It would make sense for the OPEC+ coalition of oil producers to begin monitoring the group’s market share to measure how effective the OPEC+ actions are, Russian Energy Minister Alexander Novak told news agency Interfax in an interview published on Wednesday.
Asked to comment on an idea of Gazprom Neft’s chief executive Alexander Dyukov that OPEC+ should switch its gauge for effectiveness of the deal by looking into the market shares of the countries part of the coalition, Novak said:
“Generally, it will be necessary to track indicators such as inventories, supply, and demand, but then it also makes sense to switch to targeting market share which belongs to OPEC+ considering the rise in global demand.”

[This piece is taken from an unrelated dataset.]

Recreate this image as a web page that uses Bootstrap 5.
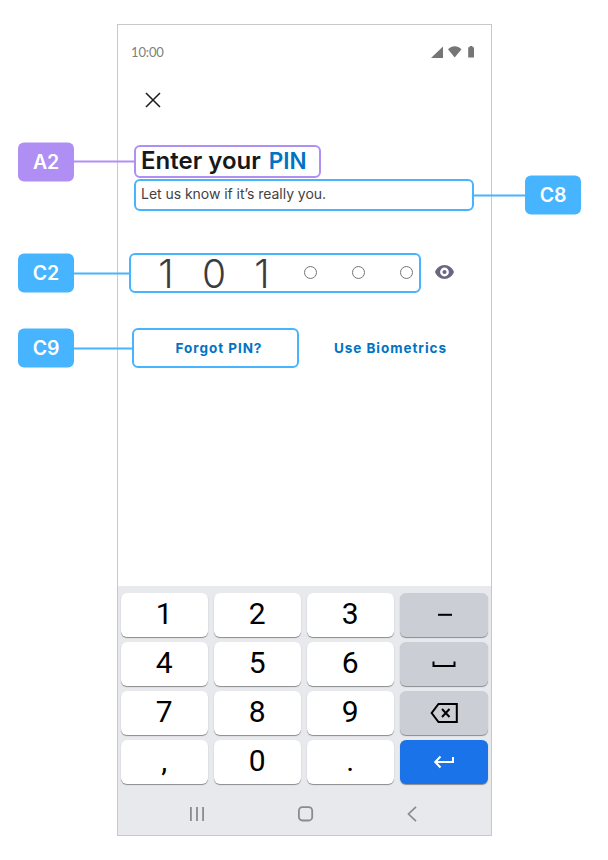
<!DOCTYPE html>
<html lang="en">
<head>
<meta charset="utf-8">
<meta name="viewport" content="width=device-width, initial-scale=1">
<title>Enter your PIN</title>
<link href="https://cdn.jsdelivr.net/npm/bootstrap@5.3.0/dist/css/bootstrap.min.css" rel="stylesheet">
<style>
  :root { --sky: #46b4ff; --violet: #b08ff5; --link: #0073c4; }
  body { font-family: Inter, "Liberation Sans", sans-serif; background: #fff; }
  svg { display: block; flex: none; }
  .page { width: 608px; height: 860px; padding: 24px 0 0 117px; overflow: hidden; }
  .phone { width: 375px; height: 812px; border: 1px solid #c8c8ca; }
  .status { height: 53px; padding: 0 16px 0 13px; color: #757575; }
  .clock { font: 400 13px/16px Lato, sans-serif; color: #808080; letter-spacing: -.15px; padding-top: 1px; }
  .close-btn { margin: 14px 0 0 27px; width: 16px; height: 16px; }
  .outlined { border: 2px solid var(--tone, var(--sky)); border-radius: 6px; }
  .violet { --tone: var(--violet); }
  .callout { top: 50%; transform: translateY(-50%); letter-spacing: -.1px; }
  .callout-start { right: 100%; }
  .callout-end { left: 100%; }
  .tag { width: 56px; height: 39px; border-radius: 6px; background: var(--tone, var(--sky)); color: #fff; font-size: 19.5px; font-weight: 600; line-height: 39px; text-align: center; }
  .wire { height: 2px; background: var(--tone, var(--sky)); }
  .w-62px { width: 62px; } .w-57px { width: 57px; } .w-53px { width: 53px; } .w-60px { width: 60px; }
  .heading { margin: 37px 0 0 16px; width: 187px; height: 33px; padding: 0 0 2px 5px; }
  .heading h1 { font-size: 24px; line-height: 28px; font-weight: 600; color: #18181a; }
  .heading .accent { font-size: 22.5px; line-height: 27px; color: var(--link); padding-left: 8px; }
  .hint { margin: 1px 0 0 16px; width: 340px; height: 32px; padding-left: 5px; font-size: 14px; letter-spacing: -.04px; line-height: 26px; color: #424244; }
  .pin-row { margin: 42px 0 0 11px; }
  .pin { width: 292px; height: 40px; padding-left: 11px; }
  .cell { flex: none; width: 48px; height: 36px; font-size: 39px; line-height: 38px; font-weight: 300; color: #3c3c3e; }
  .cell:nth-child(n+4) { height: 35px; }
  .cell:nth-child(6) { margin-right: -14px; }
  .dot { width: 13px; height: 13px; border: 1px solid #747474; border-radius: 50%; }
  .eye { margin-left: 14px; margin-bottom: 2px; }
  .actions { margin: 35px 0 0 14px; color: var(--link); font-size: 13.5px; font-weight: 700; letter-spacing: .95px; }
  .forgot { width: 167px; height: 40px; padding: 1px 0 0 7px; }
  .biometrics { margin-left: 35px; padding-top: 1px; }
  .keyboard { height: 249px; background: #e8e9ed; padding: 7px 3px 0; }
  .keys { display: grid; grid-template-columns: repeat(4, 88px); grid-auto-rows: 44px; gap: 5px; }
  .key { background: #fff; border-radius: 6px; box-shadow: 0 1px 1px #898a8d; color: #000; font: 400 30px/42px Roboto, sans-serif; text-align: center; }
  .key:not(.key-alt):not(.key-go) { padding-right: 1px; margin-right: .6px; }
  .key-alt { background: #cbced5; }
  .key-go { background: #1a73e8; }
  .android-nav { height: 59px; padding: 0 69px; }
</style>
</head>
<body>
<main class="page">
  <div class="phone d-flex flex-column">
    <div class="status d-flex align-items-center justify-content-between">
      <span class="clock">10:00</span>
      <svg width="44" height="12" viewBox="0 0 44 12" fill="#757575"><path d="M0 12 12 .5V12z"/><path d="M17 3.200C21-.7 26.500-.7 30.500 3.200L23.700 11.500z"/><path d="M37.200 1.200h1.500V0h2.800v1.200h1.500v10.300h-5.800z"/></svg>
    </div>
    <button type="button" class="close-btn btn p-0 border-0" aria-label="Close">
      <svg width="16" height="16" viewBox="0 0 16 16" fill="none" stroke="#1b1b1b" stroke-width="1.500"><path d="M1 1l14 14M15 1 1 15"/></svg>
    </button>

    <div class="heading outlined violet position-relative d-flex align-items-center">
      <h1 class="m-0 text-nowrap">Enter your</h1><h1 class="accent m-0">PIN</h1>
      <div class="callout callout-start position-absolute d-flex align-items-center"><span class="tag">A2</span><span class="wire w-62px"></span></div>
    </div>
    <div class="hint outlined position-relative">Let us know if it’s really you.
      <div class="callout callout-end position-absolute d-flex align-items-center"><span class="wire w-53px"></span><span class="tag">C8</span></div>
    </div>

    <div class="pin-row d-flex align-items-center">
      <div class="pin outlined position-relative d-flex">
        <span class="cell text-center">1</span><span class="cell text-center">0</span><span class="cell text-center">1</span>
        <span class="cell d-flex align-items-center justify-content-center"><i class="dot"></i></span>
        <span class="cell d-flex align-items-center justify-content-center"><i class="dot"></i></span>
        <span class="cell d-flex align-items-center justify-content-center"><i class="dot"></i></span>
        <div class="callout callout-start position-absolute d-flex align-items-center"><span class="tag">C2</span><span class="wire w-57px"></span></div>
      </div>
      <svg class="eye" width="19" height="14" viewBox="0 0 19 14"><path fill="#6b6680" fill-rule="evenodd" d="M9.500 0C5.200 0 1.500 2.900 0 7c1.500 4.100 5.200 7 9.500 7s8-2.900 9.500-7c-1.500-4.100-5.200-7-9.500-7zm0 11.400a4.400 4.400 0 1 1 0-8.800 4.400 4.400 0 0 1 0 8.800zm0-6.500a2.100 2.100 0 1 0 0 4.200 2.100 2.100 0 0 0 0-4.200z"/></svg>
    </div>

    <div class="actions d-flex align-items-center">
      <div class="forgot outlined position-relative d-flex align-items-center justify-content-center"><span>Forgot PIN?</span>
        <div class="callout callout-start position-absolute d-flex align-items-center"><span class="tag">C9</span><span class="wire w-60px"></span></div>
      </div>
      <span class="biometrics text-nowrap">Use Biometrics</span>
    </div>

    <div class="keyboard mt-auto">
      <div class="keys">
        <div class="key">1</div><div class="key">2</div><div class="key">3</div>
        <div class="key key-alt"><svg width="88" height="44" viewBox="0 0 88 44"><path d="M38 21.800h14" stroke="#000" stroke-width="2"/></svg></div>
        <div class="key">4</div><div class="key">5</div><div class="key">6</div>
        <div class="key key-alt"><svg width="88" height="44" viewBox="0 0 88 44" fill="none" stroke="#000" stroke-width="2"><path d="M33.500 19.500v4.500h21v-4.500"/></svg></div>
        <div class="key">7</div><div class="key">8</div><div class="key">9</div>
        <div class="key key-alt"><svg width="88" height="44" viewBox="0 0 88 44" fill="none" stroke="#000" stroke-width="2"><path d="M38.500 13h18.300v18H38.500L31.700 22zM42 18l7.500 8M49.500 18 42 26"/></svg></div>
        <div class="key">,</div><div class="key">0</div><div class="key">.</div>
        <div class="key key-go"><svg width="88" height="44" viewBox="0 0 88 44" fill="none" stroke="#fff" stroke-width="2"><path d="M53 17v5H35.500M40.500 16.500 35.200 22l5.300 5.500"/></svg></div>
      </div>
      <div class="android-nav d-flex align-items-center justify-content-between">
        <svg width="14" height="14" viewBox="0 0 14 14" stroke="#8b8b8d" stroke-width="1.800"><path d="M.9 0v14M7 0v14M13.100 0v14"/></svg>
        <svg width="16" height="16" viewBox="0 0 16 16" fill="none" stroke="#8b8b8d" stroke-width="1.800"><rect x=".9" y="1.200" width="13.300" height="13.300" rx="3.500"/></svg>
        <svg width="12" height="16" viewBox="0 0 12 16" fill="none" stroke="#8b8b8d" stroke-width="1.700"><path d="M9 .8 1.500 8 9 15.200"/></svg>
      </div>
    </div>
  </div>
</main>
<script src="https://cdn.jsdelivr.net/npm/bootstrap@5.3.0/dist/js/bootstrap.bundle.min.js"></script>
</body>
</html>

Oil executives in Russia, including Igor Sechin, the boss of the biggest oil producer Rosneft, have often criticized the OPEC+ pact, which began its efforts to fix the market and prop up prices in January 2017. Russian firms have argued that the OPEC+ cuts only serve to prop up U.S. shale production with higher oil prices, giving America more share on the global market at the expense of Russia and its OPEC allies in the OPEC+ deal. Many analysts saw Moscow’s refusal in early March to back a collective 1.5-million-bpd cut from all OPEC+ members as the end of the Russian patience in propping up U.S. shale.
The month-long spat between Russia and OPEC’s leader and largest producer, Saudi Arabia, combined with the crashing global demand in the pandemic to force oil prices so low that not a single U.S. oil producer is comfortable with current prices. The U.S. shale patch is slashing capex and production to cope with the very low prices.
But oil prices and demand at these levels aren’t comfortable for neither Russia nor the Saudis, either. This made Russia and its now-friend-again Saudi Arabia sit down and hammer out a new OPEC+ deal to cut 9.7 million bpd production in May and June.